> [The task] Search the material for the string "image", then return every line where it is found.

> [Source excerpt]
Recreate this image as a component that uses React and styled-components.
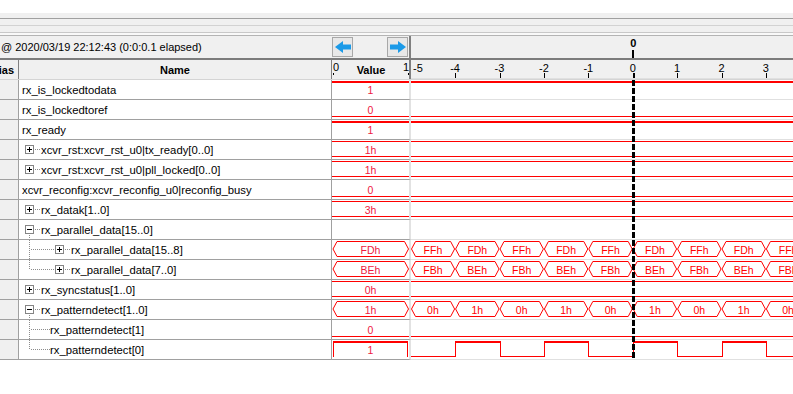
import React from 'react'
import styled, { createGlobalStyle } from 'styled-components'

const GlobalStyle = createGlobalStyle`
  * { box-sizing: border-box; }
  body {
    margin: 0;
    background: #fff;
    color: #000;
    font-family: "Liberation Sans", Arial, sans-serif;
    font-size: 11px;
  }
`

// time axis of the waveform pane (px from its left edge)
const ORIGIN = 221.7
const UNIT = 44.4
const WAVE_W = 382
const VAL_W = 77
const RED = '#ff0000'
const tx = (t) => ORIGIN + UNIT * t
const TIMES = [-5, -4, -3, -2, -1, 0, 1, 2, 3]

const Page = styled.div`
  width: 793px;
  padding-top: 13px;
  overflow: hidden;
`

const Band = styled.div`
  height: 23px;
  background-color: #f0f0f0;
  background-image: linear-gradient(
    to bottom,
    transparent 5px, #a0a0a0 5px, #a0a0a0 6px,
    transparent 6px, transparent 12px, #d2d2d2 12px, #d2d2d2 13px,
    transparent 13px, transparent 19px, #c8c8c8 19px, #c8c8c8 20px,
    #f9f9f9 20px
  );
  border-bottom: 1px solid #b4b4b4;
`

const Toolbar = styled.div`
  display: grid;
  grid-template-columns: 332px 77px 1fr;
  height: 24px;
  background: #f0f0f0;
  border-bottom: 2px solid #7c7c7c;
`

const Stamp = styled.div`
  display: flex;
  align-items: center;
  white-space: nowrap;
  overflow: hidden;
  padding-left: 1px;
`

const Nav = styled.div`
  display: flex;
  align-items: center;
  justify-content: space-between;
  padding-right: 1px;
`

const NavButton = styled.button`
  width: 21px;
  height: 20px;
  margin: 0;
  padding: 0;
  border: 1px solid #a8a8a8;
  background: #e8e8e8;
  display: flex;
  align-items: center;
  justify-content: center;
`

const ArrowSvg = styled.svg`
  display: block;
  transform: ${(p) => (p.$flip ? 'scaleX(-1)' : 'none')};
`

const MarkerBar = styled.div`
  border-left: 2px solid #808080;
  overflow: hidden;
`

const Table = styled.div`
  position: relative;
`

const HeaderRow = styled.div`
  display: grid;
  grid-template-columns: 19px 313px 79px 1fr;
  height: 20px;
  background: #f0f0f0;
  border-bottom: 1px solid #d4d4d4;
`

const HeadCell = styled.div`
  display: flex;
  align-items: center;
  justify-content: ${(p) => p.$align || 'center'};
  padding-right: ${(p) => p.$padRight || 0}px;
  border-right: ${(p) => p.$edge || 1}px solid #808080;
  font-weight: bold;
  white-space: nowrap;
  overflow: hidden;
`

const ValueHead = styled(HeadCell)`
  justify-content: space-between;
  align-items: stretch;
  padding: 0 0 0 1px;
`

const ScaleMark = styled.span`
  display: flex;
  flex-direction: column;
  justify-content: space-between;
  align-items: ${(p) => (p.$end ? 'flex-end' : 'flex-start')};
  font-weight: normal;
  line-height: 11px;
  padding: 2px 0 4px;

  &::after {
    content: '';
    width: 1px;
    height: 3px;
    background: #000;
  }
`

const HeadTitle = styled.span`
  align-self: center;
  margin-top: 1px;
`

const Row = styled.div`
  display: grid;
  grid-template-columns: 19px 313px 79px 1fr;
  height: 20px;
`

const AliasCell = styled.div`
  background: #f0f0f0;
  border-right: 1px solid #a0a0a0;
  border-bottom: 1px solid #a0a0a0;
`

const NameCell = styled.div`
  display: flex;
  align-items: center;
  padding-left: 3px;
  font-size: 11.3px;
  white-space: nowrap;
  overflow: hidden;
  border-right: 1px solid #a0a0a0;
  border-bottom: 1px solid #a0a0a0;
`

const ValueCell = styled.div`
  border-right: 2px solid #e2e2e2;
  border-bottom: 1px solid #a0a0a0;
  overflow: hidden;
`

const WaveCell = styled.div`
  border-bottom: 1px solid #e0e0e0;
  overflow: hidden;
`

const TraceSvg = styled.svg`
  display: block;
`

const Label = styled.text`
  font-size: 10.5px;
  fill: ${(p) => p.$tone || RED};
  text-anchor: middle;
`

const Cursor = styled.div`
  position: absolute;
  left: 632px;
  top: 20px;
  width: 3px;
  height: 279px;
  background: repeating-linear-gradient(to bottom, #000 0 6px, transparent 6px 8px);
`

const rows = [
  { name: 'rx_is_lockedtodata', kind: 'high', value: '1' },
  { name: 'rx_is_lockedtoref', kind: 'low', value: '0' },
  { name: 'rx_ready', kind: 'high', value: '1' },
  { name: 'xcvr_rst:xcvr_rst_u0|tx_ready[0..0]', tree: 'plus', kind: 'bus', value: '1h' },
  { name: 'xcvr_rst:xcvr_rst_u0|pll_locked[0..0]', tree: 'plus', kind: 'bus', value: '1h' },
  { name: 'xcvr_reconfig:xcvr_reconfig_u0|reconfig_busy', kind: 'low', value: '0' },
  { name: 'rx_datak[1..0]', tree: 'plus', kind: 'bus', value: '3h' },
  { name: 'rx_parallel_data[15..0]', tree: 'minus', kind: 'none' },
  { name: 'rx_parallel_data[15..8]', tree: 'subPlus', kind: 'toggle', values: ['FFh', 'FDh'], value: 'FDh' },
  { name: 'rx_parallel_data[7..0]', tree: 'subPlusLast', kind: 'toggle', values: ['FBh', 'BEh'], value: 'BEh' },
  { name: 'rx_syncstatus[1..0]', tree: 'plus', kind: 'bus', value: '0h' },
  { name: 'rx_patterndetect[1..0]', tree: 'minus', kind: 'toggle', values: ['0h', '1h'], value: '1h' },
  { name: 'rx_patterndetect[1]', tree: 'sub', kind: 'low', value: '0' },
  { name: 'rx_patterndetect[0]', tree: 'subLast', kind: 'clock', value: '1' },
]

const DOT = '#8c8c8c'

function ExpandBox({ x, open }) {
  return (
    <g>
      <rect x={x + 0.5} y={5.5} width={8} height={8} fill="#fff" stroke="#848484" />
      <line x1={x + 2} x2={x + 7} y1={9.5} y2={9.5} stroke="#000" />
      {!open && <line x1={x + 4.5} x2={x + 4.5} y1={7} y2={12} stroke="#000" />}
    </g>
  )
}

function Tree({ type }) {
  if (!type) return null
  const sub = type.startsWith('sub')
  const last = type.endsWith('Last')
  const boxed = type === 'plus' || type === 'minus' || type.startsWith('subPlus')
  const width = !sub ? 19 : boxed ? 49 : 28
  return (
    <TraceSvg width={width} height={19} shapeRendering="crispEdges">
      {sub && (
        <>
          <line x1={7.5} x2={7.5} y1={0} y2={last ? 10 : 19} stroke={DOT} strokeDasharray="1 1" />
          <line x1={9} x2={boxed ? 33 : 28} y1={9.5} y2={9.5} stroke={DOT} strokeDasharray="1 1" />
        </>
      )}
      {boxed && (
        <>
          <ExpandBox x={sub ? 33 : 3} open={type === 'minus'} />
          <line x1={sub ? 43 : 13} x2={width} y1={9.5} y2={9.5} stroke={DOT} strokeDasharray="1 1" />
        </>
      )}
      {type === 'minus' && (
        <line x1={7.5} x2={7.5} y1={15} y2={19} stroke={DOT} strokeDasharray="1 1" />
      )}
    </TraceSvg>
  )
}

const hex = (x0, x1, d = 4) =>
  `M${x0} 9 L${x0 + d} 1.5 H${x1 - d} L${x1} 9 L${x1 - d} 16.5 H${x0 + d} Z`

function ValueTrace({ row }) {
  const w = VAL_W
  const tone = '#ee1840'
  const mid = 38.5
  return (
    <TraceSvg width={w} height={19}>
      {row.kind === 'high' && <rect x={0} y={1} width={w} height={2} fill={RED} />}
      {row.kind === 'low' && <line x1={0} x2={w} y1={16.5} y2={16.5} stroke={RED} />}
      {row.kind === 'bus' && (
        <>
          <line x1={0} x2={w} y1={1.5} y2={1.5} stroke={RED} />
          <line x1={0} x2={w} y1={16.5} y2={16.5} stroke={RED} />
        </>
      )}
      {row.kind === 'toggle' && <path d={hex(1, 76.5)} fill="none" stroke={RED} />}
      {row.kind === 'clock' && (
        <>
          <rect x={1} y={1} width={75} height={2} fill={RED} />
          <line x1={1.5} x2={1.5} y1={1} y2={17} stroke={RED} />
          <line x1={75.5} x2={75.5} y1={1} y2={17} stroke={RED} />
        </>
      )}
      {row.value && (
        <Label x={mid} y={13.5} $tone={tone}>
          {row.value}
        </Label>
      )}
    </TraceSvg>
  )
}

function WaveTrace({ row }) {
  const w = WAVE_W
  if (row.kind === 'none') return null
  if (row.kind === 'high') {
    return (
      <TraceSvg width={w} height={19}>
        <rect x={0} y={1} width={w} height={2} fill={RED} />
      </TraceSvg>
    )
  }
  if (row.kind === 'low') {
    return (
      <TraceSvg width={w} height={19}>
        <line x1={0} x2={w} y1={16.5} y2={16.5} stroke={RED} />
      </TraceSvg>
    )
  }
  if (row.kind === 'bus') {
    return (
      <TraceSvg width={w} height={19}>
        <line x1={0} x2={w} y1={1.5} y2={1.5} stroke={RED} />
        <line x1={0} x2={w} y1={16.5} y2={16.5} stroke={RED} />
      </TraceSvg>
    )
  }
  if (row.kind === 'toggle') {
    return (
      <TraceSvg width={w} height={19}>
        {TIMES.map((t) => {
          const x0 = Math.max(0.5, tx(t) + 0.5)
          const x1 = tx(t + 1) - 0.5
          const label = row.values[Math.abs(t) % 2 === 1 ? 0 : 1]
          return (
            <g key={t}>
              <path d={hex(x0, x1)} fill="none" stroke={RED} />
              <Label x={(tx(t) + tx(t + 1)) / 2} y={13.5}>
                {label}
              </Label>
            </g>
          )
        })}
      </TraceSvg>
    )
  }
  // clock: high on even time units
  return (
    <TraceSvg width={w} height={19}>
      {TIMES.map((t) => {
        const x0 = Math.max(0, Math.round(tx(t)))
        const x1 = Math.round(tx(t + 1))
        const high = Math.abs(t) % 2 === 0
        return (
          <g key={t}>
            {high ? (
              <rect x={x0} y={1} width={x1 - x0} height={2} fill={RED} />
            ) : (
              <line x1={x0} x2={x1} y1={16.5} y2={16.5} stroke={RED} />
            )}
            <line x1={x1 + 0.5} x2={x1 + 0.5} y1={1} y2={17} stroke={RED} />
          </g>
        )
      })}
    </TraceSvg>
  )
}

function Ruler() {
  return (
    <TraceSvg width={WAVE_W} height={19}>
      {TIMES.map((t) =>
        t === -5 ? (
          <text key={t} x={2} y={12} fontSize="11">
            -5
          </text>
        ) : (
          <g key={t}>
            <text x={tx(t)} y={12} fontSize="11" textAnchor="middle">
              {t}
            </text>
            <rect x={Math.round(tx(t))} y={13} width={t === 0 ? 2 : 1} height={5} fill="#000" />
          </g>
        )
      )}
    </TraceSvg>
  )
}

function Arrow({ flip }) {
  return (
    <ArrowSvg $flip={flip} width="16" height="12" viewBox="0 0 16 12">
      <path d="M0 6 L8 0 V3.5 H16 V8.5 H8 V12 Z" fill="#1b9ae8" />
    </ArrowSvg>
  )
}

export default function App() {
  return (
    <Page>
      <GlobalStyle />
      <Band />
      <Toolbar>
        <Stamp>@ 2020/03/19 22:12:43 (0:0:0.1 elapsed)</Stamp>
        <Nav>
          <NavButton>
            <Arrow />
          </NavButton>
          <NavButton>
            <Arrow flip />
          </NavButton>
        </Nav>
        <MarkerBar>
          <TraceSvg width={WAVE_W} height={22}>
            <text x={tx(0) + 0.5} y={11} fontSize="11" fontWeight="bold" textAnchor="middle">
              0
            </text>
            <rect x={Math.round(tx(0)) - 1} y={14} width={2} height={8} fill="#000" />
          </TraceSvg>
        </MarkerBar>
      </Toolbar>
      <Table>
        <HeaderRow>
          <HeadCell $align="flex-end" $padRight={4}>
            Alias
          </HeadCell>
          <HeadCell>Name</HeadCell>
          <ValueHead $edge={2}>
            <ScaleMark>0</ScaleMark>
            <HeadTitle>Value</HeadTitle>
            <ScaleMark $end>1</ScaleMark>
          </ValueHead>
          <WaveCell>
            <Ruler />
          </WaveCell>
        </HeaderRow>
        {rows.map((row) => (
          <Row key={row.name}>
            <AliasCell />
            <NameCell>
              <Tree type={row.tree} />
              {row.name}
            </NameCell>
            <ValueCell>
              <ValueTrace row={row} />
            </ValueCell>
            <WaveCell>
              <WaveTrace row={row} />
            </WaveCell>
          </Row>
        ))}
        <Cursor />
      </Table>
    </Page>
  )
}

> [Answer to the task]
Recreate this image as a component that uses React and styled-components.
  background-image: linear-gradient(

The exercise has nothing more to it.